Blogs > Shiri Perciger-Cohen
…and I’m back

So I was spending the entire week two weeks ago being horribly miserably sick *insert over-inflated self pity here*, and then the next week, which was actually last week, planning my big comeback post after not writing a whole week and guess what happened? Nothing. Nothing happened. No post and no shoes. (That’s a common saying in my family, its origins lost in the mists of time). And you know why? Because I SUCK.
If you, patient reader, were a vegetable, say a radish, and I was the gardner in charge of taking care of you, you would have probably died. That’s why in our house A. is in charge of the plants.

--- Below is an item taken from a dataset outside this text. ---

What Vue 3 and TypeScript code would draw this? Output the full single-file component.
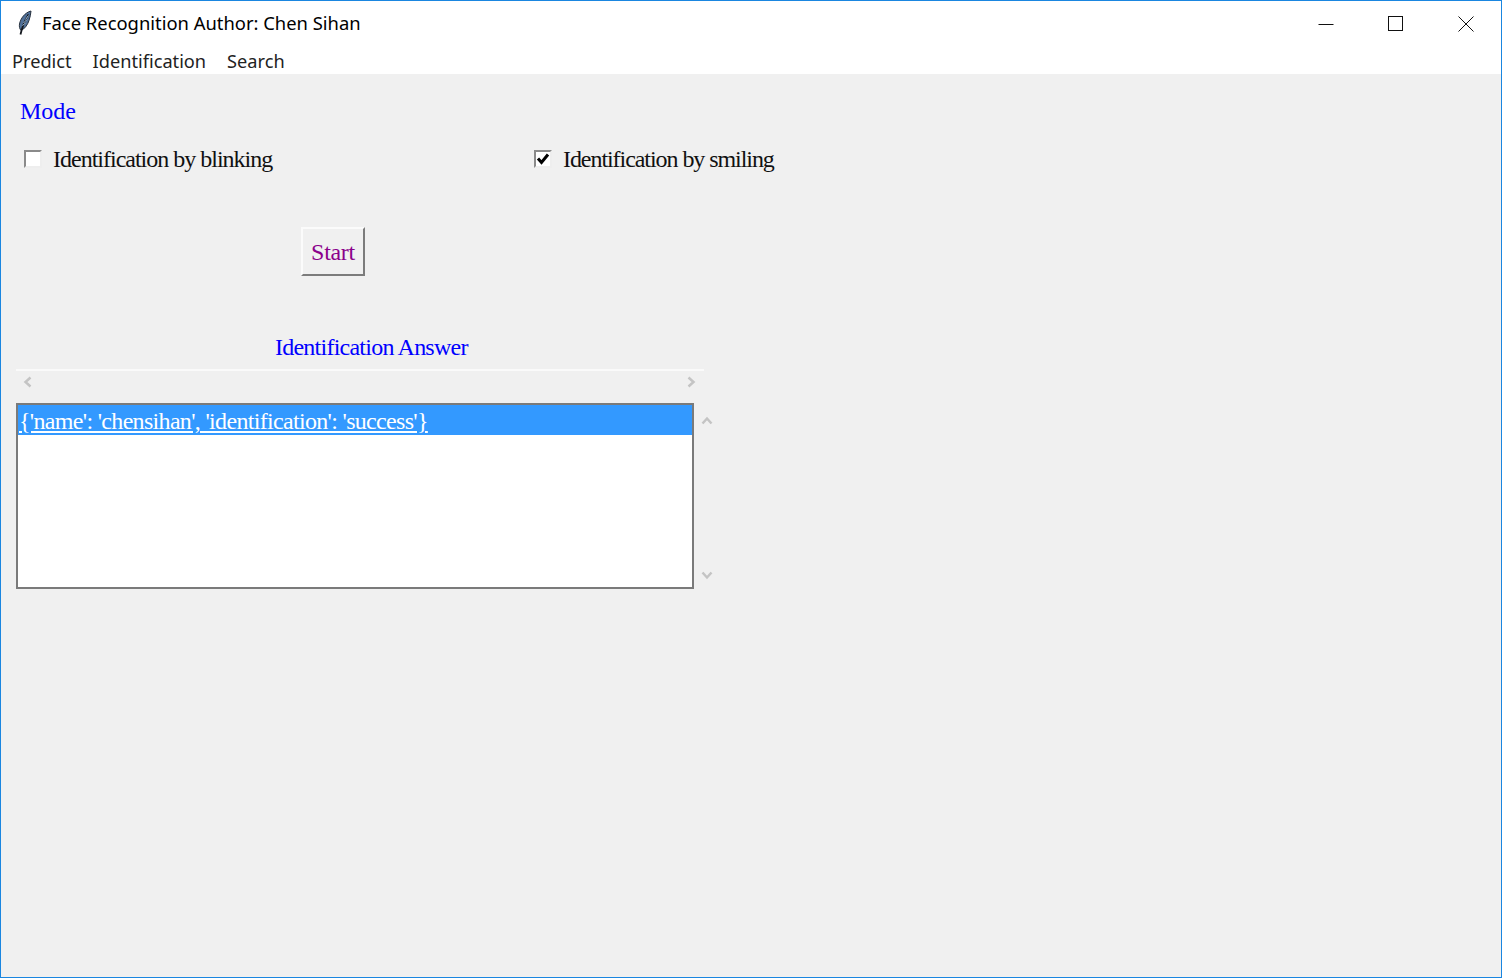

The kids tend to be very loud when not fed, so I manage not to forget them.
Miserably sick as I was, (self-pity, have I mentioned? It’s my new hobby. Sexy no?) I have to admit that a week of lying down and doing nothing while other people took care of my kids was the best vacation I had in the last four years. (Omigod, how sad is that?) Sure the food sucked and the weather sucked even worse (and by weather, I mean alternating shivering and sweating), but I had an entire week to myself. A whole week (okay, four days) when no one wanted anything from me, when I had to do absolutely nothing for someone else.
In a sense it was even better than a real vacation. I didn’t need to make reservations, didn’t need to have the nightly argument discussion with A. over where we’re going to go for dinner. It was just me and my duvet doing our thing.
(That was a remarkable piece of self-deception, don’t you think? Barcelona? Berlin? Who needs them? I’ve got chicken noodle soup and 103 fever!)
Jokes aside, the best outcome of the sick week was the sense of refreshment and the renewed patience I gained during it. As if someone pushed the restart button on me, and all the petty little grievances and annoyances were purged from me along with the fever. I wish I could be the mom I was last week every week of the year, but I’m too realistic to believe that. One of the biggest challenges is that ability to put yourself aside and not take out on your kids what you’re feeling, and it gets so much easier if you give yourself a break now and then.
Next vacation will be a real one, though.
UPDATE: I just noticed I forgot to credit the picture-taker, shame on me. The beautiful, taste-bud-stimulating picture was taken by Jen. Sorry, Jen!